For Immediate Release:
8 August 2010


Contact:
Alice Barnett +44 (0) 20 7357 9229, ext 229; [email protected]


Ashford, Kent – With the erection of a new billboard and launch of a website almost guaranteed to irk anglers but give everyone else a laugh, PETA questions whether anglers might favour long rods as a way to compensate for coming up short in their shorts. The billboard, which can be seen at outside Ashford station, hits anglers below the belt. It shows a man grappling with a fishing rod, and the caption reads, “Are You Overcompensating for Something?” PETA has placed the billboard in Ashford in response to the recent death of Two Tone, the now famous old carp. Following his death, local anglers – despite having spent the last 40 years trying to impale the animal on a metal hook and drag him, gasping, from his water home – made a big palaver about his passing. This contradictory behaviour prompted The One Show host Alex Jones to comment, “They’ve spent their lives trying to kill him – now [that] he’s dead, they’re crying”. 

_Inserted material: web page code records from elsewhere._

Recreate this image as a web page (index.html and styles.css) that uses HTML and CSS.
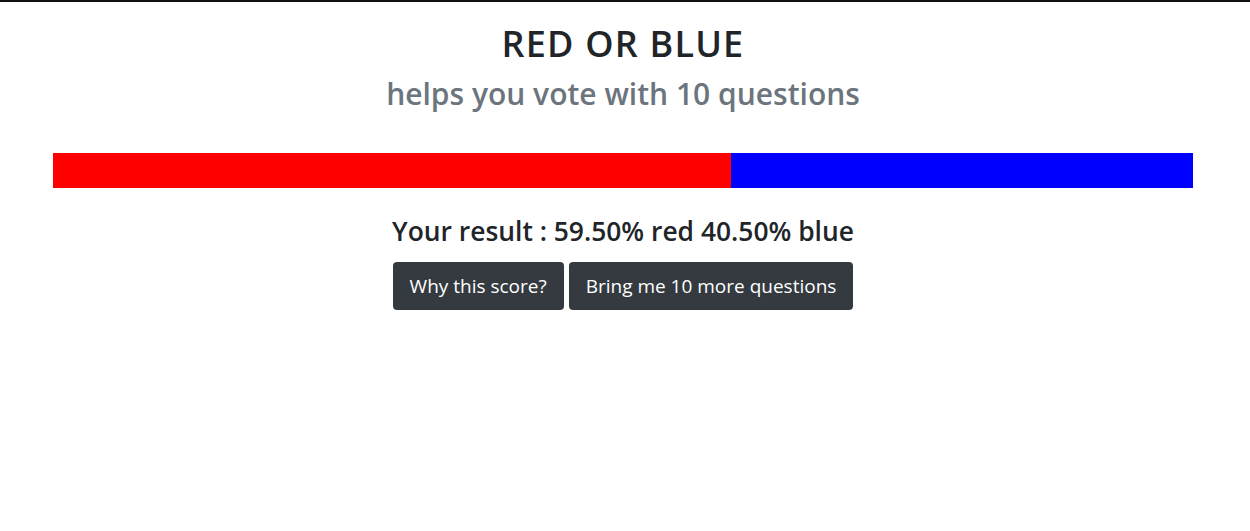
FILE: index.html
```html
<!DOCTYPE html>
<html lang="en">
<head>
<meta charset="utf-8">
<title>Red or Blue</title>
<link rel="stylesheet" href="styles.css">
</head>
<body>
<div class="container">
  <h1 class="title">RED OR BLUE</h1>
  <h2 class="subtitle">helps you vote with 10 questions</h2>
  <div class="bar">
    <div class="bar-red" style="width: 59.5%"></div>
    <div class="bar-blue" style="width: 40.5%"></div>
  </div>
  <h3 class="result">Your result : 59.50% red 40.50% blue</h3>
  <div class="actions">
    <button class="btn">Why this score?</button>
    <button class="btn">Bring me 10 more questions</button>
  </div>
</div>
</body>
</html>
```

FILE: styles.css
```css
html, body {
  margin: 0;
  padding: 0;
  background: #fff;
}
body {
  border-top: 2px solid #111;
  padding-right: 4px;
  font-family: "Open Sans", "Noto Sans", sans-serif;
  color: #212529;
}
.container {
  width: 1140px;
  margin: 0 auto;
  text-align: center;
}
.title {
  margin: 22px 0 0;
  font-size: 36px;
  line-height: 40px;
  letter-spacing: 1.2px;
  font-weight: 600;
  color: #212529;
}
.subtitle {
  margin: 12px 0 0;
  font-size: 30px;
  line-height: 36px;
  font-weight: 600;
  color: #6c757d;
}
.bar {
  display: flex;
  height: 35px;
  margin-top: 41px;
}
.bar-red { background: #ff0000; }
.bar-blue { background: #0000ff; }
.result {
  margin: 27px 0 0;
  font-size: 26.4px;
  line-height: 32px;
  font-weight: 600;
  color: #212529;
}
.actions {
  display: flex;
  justify-content: center;
  gap: 5px;
  margin-top: 15px;
}
.btn {
  font-family: inherit;
  font-size: 19px;
  line-height: 24px;
  padding: 12px 17px;
  border: 0;
  border-radius: 4px;
  background: #343a40;
  color: #fff;
  cursor: pointer;
}
```
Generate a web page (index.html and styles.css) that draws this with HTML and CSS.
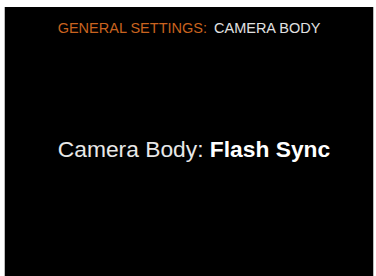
FILE: index.html
```html
<!DOCTYPE html>
<html>
<head>
<meta charset="utf-8">
<link rel="stylesheet" href="styles.css">
</head>
<body>
<div class="screen">
  <div class="header"><span class="section">GENERAL SETTINGS:</span><span class="page">CAMERA BODY</span></div>
  <div class="main">Camera Body: <b>Flash Sync</b></div>
</div>
</body>
</html>
```
FILE: styles.css
```css
html, body { margin: 0; padding: 0; background: #fff; }
body { padding: 7px 3px 0 5px; width: 376px; height: 276px; box-sizing: border-box; overflow: hidden; }
.screen {
  background: #000;
  height: 269px;
  box-shadow: -1px 0 0 #bbb, 1px 0 0 #bbb;
  display: flex;
  flex-direction: column;
  align-items: center;
  font-family: "Liberation Sans", Arial, sans-serif;
}
.header {
  margin-top: 12px;
  font-size: 14.5px;
  line-height: 18px;
}
.section { color: #c9631f; margin-right: 7px; }
.page { color: #e0e0e0; }
.main {
  margin-top: 99px;
  padding-left: 10px;
  color: #e8e8e8;
  font-size: 22.8px;
  line-height: 27px;
}
.main b { font-weight: bold; color: #fff; }
```
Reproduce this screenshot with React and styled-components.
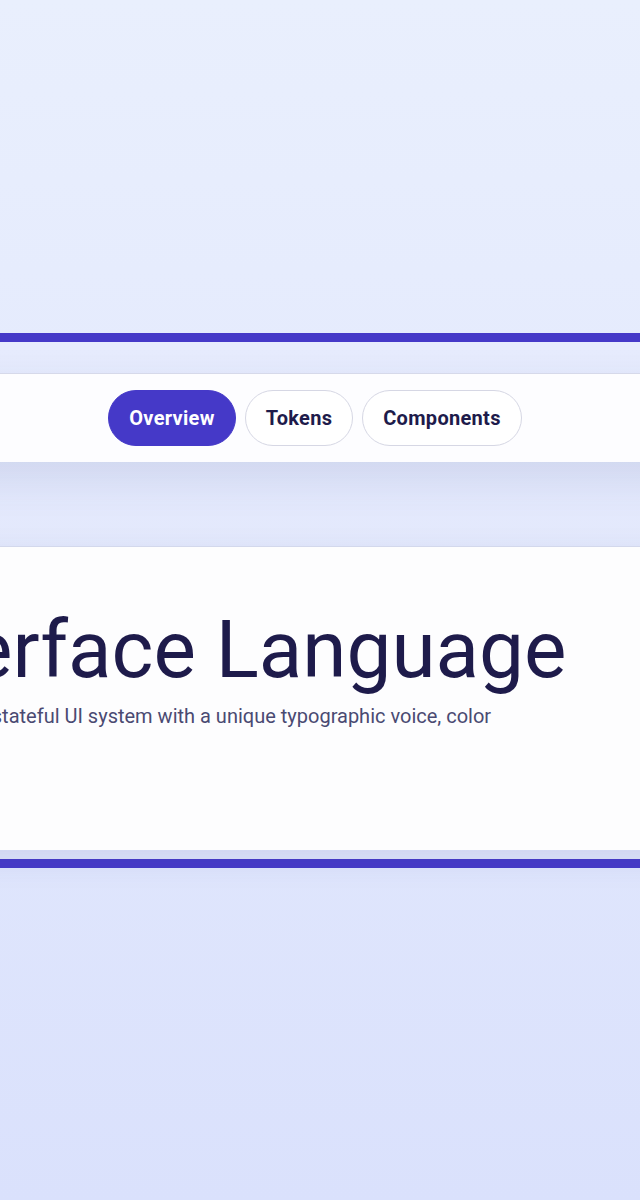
import React from "react";
import styled, { createGlobalStyle } from "styled-components";

const GlobalStyle = createGlobalStyle`
  html, body {
    margin: 0;
    padding: 0;
  }
  body {
    background: linear-gradient(180deg, #e9effd 0%, #e3e9fd 45%, #dae1fc 100%);
    font-family: Roboto, "Noto Sans", sans-serif;
    overflow-x: hidden;
  }
`;

const Page = styled.main`
  min-height: 1200px;
  display: flex;
  flex-direction: column;
  align-items: center;
  justify-content: center;
`;

const Frame = styled.section`
  width: 1040px;
  flex-shrink: 0;
  display: flex;
  flex-direction: column;
  gap: 84px;
  padding: 31px 0 9px;
  border-top: 9px solid #4539c8;
  border-bottom: 9px solid #4539c8;
  background: linear-gradient(180deg, #e6ebfd 0%, #dfe5fb 100%);
`;

const NavCard = styled.nav`
  background: #fdfdff;
  border-top: 1px solid #d6d9ea;
  padding: 16px 10px 16px 0;
  display: flex;
  justify-content: center;
  gap: 9px;
  box-shadow: 0 18px 40px rgba(60, 70, 140, 0.12);
`;

const Pill = styled.button`
  height: 56px;
  padding: 0 20px;
  border-radius: 28px;
  font-family: inherit;
  font-size: 20px;
  font-weight: 700;
  letter-spacing: 0.3px;
  cursor: pointer;
  border: 1px solid ${(p) => (p.$active ? "#4539c8" : "#d6d7e4")};
  background: ${(p) => (p.$active ? "#4539c8" : "#ffffff")};
  color: ${(p) => (p.$active ? "#ffffff" : "#1e1b4b")};
`;

const Hero = styled.article`
  background: #fdfdfe;
  border-top: 1px solid #d3d8ec;
  height: 304px;
  box-sizing: border-box;
  padding: 55px 0 0 78px;
  box-shadow: 0 10px 30px rgba(60, 70, 140, 0.1);
`;

const Title = styled.h1`
  margin: 0;
  font-size: 80px;
  font-weight: 400;
  line-height: 1.2;
  color: #1e1b4b;
  white-space: nowrap;
`;

const Lead = styled.p`
  margin: 3px 0 0;
  max-width: 640px;
  font-size: 20px;
  line-height: 1.5;
  color: #4a4a72;
`;

const tabs = ["Overview", "Tokens", "Components"];

export default function App() {
  return (
    <>
      <GlobalStyle />
      <Page>
        <Frame>
          <NavCard>
            {tabs.map((t, i) => (
              <Pill key={t} $active={i === 0}>
                {t}
              </Pill>
            ))}
          </NavCard>
          <Hero>
            <Title>Interface Language</Title>
            <Lead>
              An adaptive, stateful UI system with a unique typographic voice,
              color and rhythm.
            </Lead>
          </Hero>
        </Frame>
      </Page>
    </>
  );
}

PETA thinks that it instead may be a case of big old softies spending their free time trying to prove “my rod’s bigger than your rod” without realising the harm that they are doing to animals. According to a study reported on ScienceDaily.com, men who feel a threat to their masculinity engage in more behaviour that is considered “masculine” and are more likely to report feeling hostile than men who feel that their masculinity has been confirmed. With features such as testimonials from anglers and their partners, an interactive poll and a ruler for measuring one’s manhood, the site seeks to examine the link between fishers’ rod envy and the urge to tear through the mouths of fish with hooks, slam the animals down and watch them die in anguish from suffocation.

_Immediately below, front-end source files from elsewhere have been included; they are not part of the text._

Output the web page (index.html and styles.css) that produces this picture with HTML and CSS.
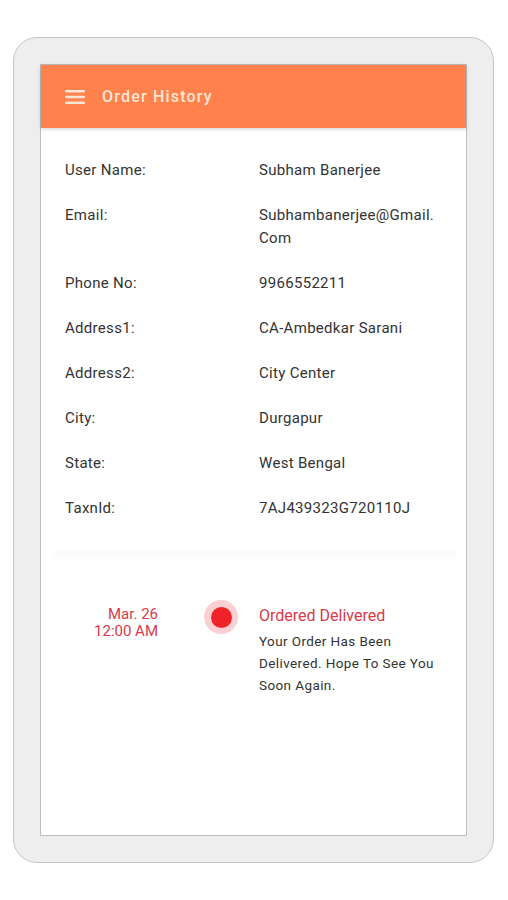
FILE: index.html
```html
<!DOCTYPE html>
<html lang="en">
  <head>
    <meta charset="UTF-8" />
    <meta name="viewport" content="width=device-width, initial-scale=1.0" />
    <title>Order History</title>
    <link rel="stylesheet" href="styles.css">
  </head>
  <body>
    <div class="device">
      <div class="screen">
        <header class="toolbar">
          <svg class="menu-icon" width="20" height="14" viewBox="0 0 20 14">
            <rect x="0" y="0" width="20" height="2.4" rx="1" fill="#fde6d6" />
            <rect x="0" y="5.8" width="20" height="2.4" rx="1" fill="#fde6d6" />
            <rect x="0" y="11.6" width="20" height="2.4" rx="1" fill="#fde6d6" />
          </svg>
          <h1>Order History</h1>
        </header>

        <div class="details">
          <div class="row">
            <span class="label">User Name:</span>
            <span class="value">Subham Banerjee</span>
          </div>
          <div class="row">
            <span class="label">Email:</span>
            <span class="value">Subhambanerjee@Gmail.<wbr>Com</span>
          </div>
          <div class="row">
            <span class="label">Phone No:</span>
            <span class="value">9966552211</span>
          </div>
          <div class="row">
            <span class="label">Address1:</span>
            <span class="value">CA-Ambedkar Sarani</span>
          </div>
          <div class="row">
            <span class="label">Address2:</span>
            <span class="value">City Center</span>
          </div>
          <div class="row">
            <span class="label">City:</span>
            <span class="value">Durgapur</span>
          </div>
          <div class="row">
            <span class="label">State:</span>
            <span class="value">West Bengal</span>
          </div>
          <div class="row">
            <span class="label">TaxnId:</span>
            <span class="value">7AJ439323G720110J</span>
          </div>
        </div>

        <div class="divider"></div>

        <div class="timeline">
          <div class="event">
            <div class="event-date">Mar. 26<br />12:00 AM</div>
            <div class="event-dot"><span></span></div>
            <div class="event-body">
              <div class="event-title">Ordered Delivered</div>
              <p>Your Order Has Been Delivered. Hope To See You Soon Again.</p>
            </div>
          </div>
        </div>
      </div>
    </div>
  </body>
</html>
```

FILE: styles.css
```css
body {
  margin: 0;
  background-color: #ffffff;
  font-family: Roboto, "Liberation Sans", Arial, sans-serif;
  color: #333333;
}
.device {
  box-sizing: border-box;
  width: 481px;
  height: 826px;
  margin: 37px 0 0 13px;
  padding: 26px;
  background: #eeeeee;
  border: 1.5px solid #c6c6c6;
  border-radius: 24px;
}
.screen {
  box-sizing: border-box;
  height: 100%;
  background: white;
  border: 1.5px solid #bdbdbd;
}
.toolbar {
  display: flex;
  align-items: center;
  height: 63px;
  padding-left: 24px;
  background-color: #ff824d;
  box-shadow: 0 1px 4px rgba(0, 0, 0, 0.18);
}
.menu-icon {
  margin-right: 17px;
}
.toolbar h1 {
  margin: 0;
  font-size: 16px;
  font-weight: 500;
  letter-spacing: 1.2px;
  color: #fde6d6;
}
.details {
  padding: 31px 14px 0 24px;
}
.row {
  display: grid;
  grid-template-columns: 194px 1fr;
  font-size: 15px;
  letter-spacing: 0.3px;
  line-height: 23px;
  margin-bottom: 22px;
}
.row:last-child {
  margin-bottom: 0;
}
.divider {
  height: 2px;
  margin: 31px 10px 0 12px;
  border-radius: 2px;
  box-shadow: 0 3px 6px rgba(0, 0, 0, 0.07);
  background: #fafafa;
}
.timeline {
  padding-top: 47px;
}
.event {
  display: flex;
  align-items: flex-start;
}
.event-date {
  width: 117px;
  margin-top: 6px;
  text-align: right;
  font-size: 15px;
  line-height: 17px;
  color: #d83a4a;
}
.event-dot {
  display: flex;
  align-items: center;
  justify-content: center;
  width: 34px;
  height: 34px;
  margin-left: 46px;
  border-radius: 50%;
  background: #fbd0d2;
}
.event-dot span {
  width: 21px;
  height: 21px;
  border-radius: 50%;
  background: #ee2228;
}
.event-body {
  width: 185px;
  margin-left: 21px;
  margin-top: 6px;
}
.event-title {
  font-size: 16px;
  line-height: 20px;
  color: #d83a4a;
}
.event-body p {
  margin: 4px 0 0;
  font-size: 13.5px;
  letter-spacing: 0.4px;
  line-height: 22px;
  color: #333333;
}
```
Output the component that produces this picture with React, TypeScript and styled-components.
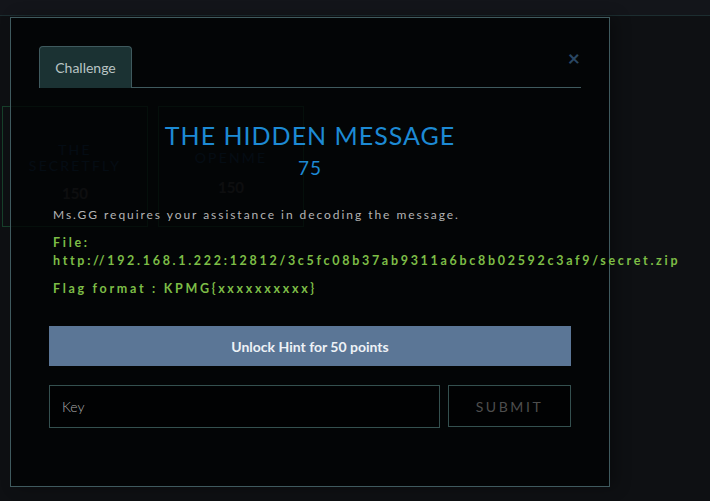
import React from "react";
import styled, { createGlobalStyle } from "styled-components";

const Global = createGlobalStyle`
  html, body { margin: 0; padding: 0; background: #0e1013; }
  body { font-family: Lato, "Open Sans", "Liberation Sans", sans-serif; }
  * { box-sizing: border-box; }
`;

const Page = styled.div`
  position: relative;
  width: 710px;
  height: 501px;
  overflow: hidden;
  background: #0e1013;
`;

const TopBar = styled.div`
  height: 16px;
  background: #13151a;
  border-bottom: 1px solid #1c2d30;
`;

const CardGrid = styled.div`
  display: flex;
  gap: 10px;
  padding: 90px 0 0 2px;
`;

const Card = styled.div<{ $top: number }>`
  width: 146px;
  height: 121px;
  border: 1px solid #17402b;
  display: flex;
  flex-direction: column;
  align-items: center;
  padding-top: ${(p) => p.$top}px;
  gap: ${(p) => (p.$top > 36 ? 12 : 10)}px;
`;

const CardTitle = styled.div`
  color: #123352;
  font-size: 14px;
  letter-spacing: 2.2px;
  line-height: 16px;
  text-align: center;
  text-transform: uppercase;
`;

const CardPoints = styled.div`
  color: #3e3e3e;
  font-size: 15px;
  font-weight: 700;
`;

const Modal = styled.div`
  position: absolute;
  left: 10px;
  top: 17px;
  width: 600px;
  height: 470px;
  border: 1px solid #3f5a5e;
  background: rgba(1, 2, 4, 0.8);
  padding: 28px 28px 0 28px;
  box-shadow: 6px 0 14px rgba(0, 0, 0, 0.3);
`;

const TabRow = styled.div`
  position: relative;
  display: flex;
  border-bottom: 1px solid #3f5a5e;
  height: 42px;
`;

const Tab = styled.div`
  width: 93px;
  height: 42px;
  margin-bottom: -1px;
  background: #1b3233;
  border: 1px solid #3f5a5e;
  border-bottom: none;
  border-radius: 4px 4px 0 0;
  color: #b9c4c4;
  font-size: 14px;
  display: flex;
  align-items: center;
  justify-content: center;
`;

const Close = styled.div`
  position: absolute;
  right: 1px;
  top: 1px;
  color: #2a4763;
  font-size: 21px;
  font-weight: 700;
  line-height: 22px;
`;

const Body = styled.div`
  display: flex;
  flex-direction: column;
  padding: 0 10px;
`;

const Title = styled.h2`
  margin: 32px 0 0;
  text-align: center;
  color: #1d8ad4;
  font-size: 25px;
  font-weight: 400;
  letter-spacing: 1px;
  line-height: 30px;
`;

const Points = styled.div`
  text-align: center;
  color: #1d8ad4;
  font-size: 19px;
  letter-spacing: 1px;
  line-height: 22px;
  margin-top: 7px;
`;

const Description = styled.p`
  margin: 29px 0 0 4px;
  color: #b4b4b4;
  font-size: 12px;
  letter-spacing: 1.95px;
  line-height: 14px;
`;

const Info = styled.p<{ $mt: number }>`
  margin: ${(p) => p.$mt}px 0 0 4px;
  color: #7dbd46;
  font-size: 12.5px;
  font-weight: 700;
  letter-spacing: 2.7px;
  line-height: 18px;
  white-space: nowrap;
`;

const HintButton = styled.button`
  margin-top: 28px;
  height: 40px;
  width: 100%;
  border: none;
  background: #5b7696;
  color: #eef2f6;
  font-family: inherit;
  font-size: 14px;
  font-weight: 700;
`;

const Form = styled.div`
  display: flex;
  gap: 8px;
  margin-top: 19px;
  align-items: flex-start;
`;

const KeyInput = styled.input`
  width: 391px;
  height: 43px;
  border: 1px solid #34504f;
  background: #010203;
  color: #ccc;
  padding: 0 12px;
  font-family: inherit;
  font-size: 14px;
  font-weight: 300;
  outline: none;
  &::placeholder { color: #aaaaaa; }
`;

const Submit = styled.button`
  flex: 1;
  height: 42px;
  border: 1px solid #34504f;
  background: #010203;
  color: #4e4e4e;
  font-family: inherit;
  font-size: 14px;
  letter-spacing: 2.6px;
`;

export default function App() {
  return (
    <Page>
      <Global />
      <TopBar />
      <CardGrid>
        <Card $top={35}>
          <CardTitle>The<br />Secretfly</CardTitle>
          <CardPoints>150</CardPoints>
        </Card>
        <Card $top={43}>
          <CardTitle>Openme</CardTitle>
          <CardPoints>150</CardPoints>
        </Card>
      </CardGrid>
      <Modal>
        <TabRow>
          <Tab>Challenge</Tab>
          <Close>×</Close>
        </TabRow>
        <Body>
          <Title>THE HIDDEN MESSAGE</Title>
          <Points>75</Points>
          <Description>Ms.GG requires your assistance in decoding the message.</Description>
          <Info $mt={12}>
            File:
            <br />
            http://192.168.1.222:12812/3c5fc08b37ab9311a6bc8b02592c3af9/secret.zip
          </Info>
          <Info $mt={10}>Flag format : KPMG{"{xxxxxxxxxx}"}</Info>
          <HintButton>Unlock Hint for 50 points</HintButton>
          <Form>
            <KeyInput placeholder="Key" />
            <Submit>SUBMIT</Submit>
          </Form>
        </Body>
      </Modal>
    </Page>
  );
}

Myriad scientific reports confirm that fish indeed feel pain. The mouths of fish are full of sensitive nerve endings, and fish who are released after being caught often die from injuries and stress. A review of more than 500 research papers showed that fish are smart, choose friends, have long-term memories and can use tools and build structures. An Oxford University scientist found that fish learn faster than dogs, and University of Edinburgh biologist Culum Brown said, “In many areas, such as memory, [fish’s] cognitive powers match or exceed those of ‘higher’ vertebrates, including non-human primates”.


“A man who tortures and kills animals who are much smaller and weaker than he is must be trying to prove something”, says PETA Foundation Manager Mimi Bekhechi. “It takes a small man to attack a fish.”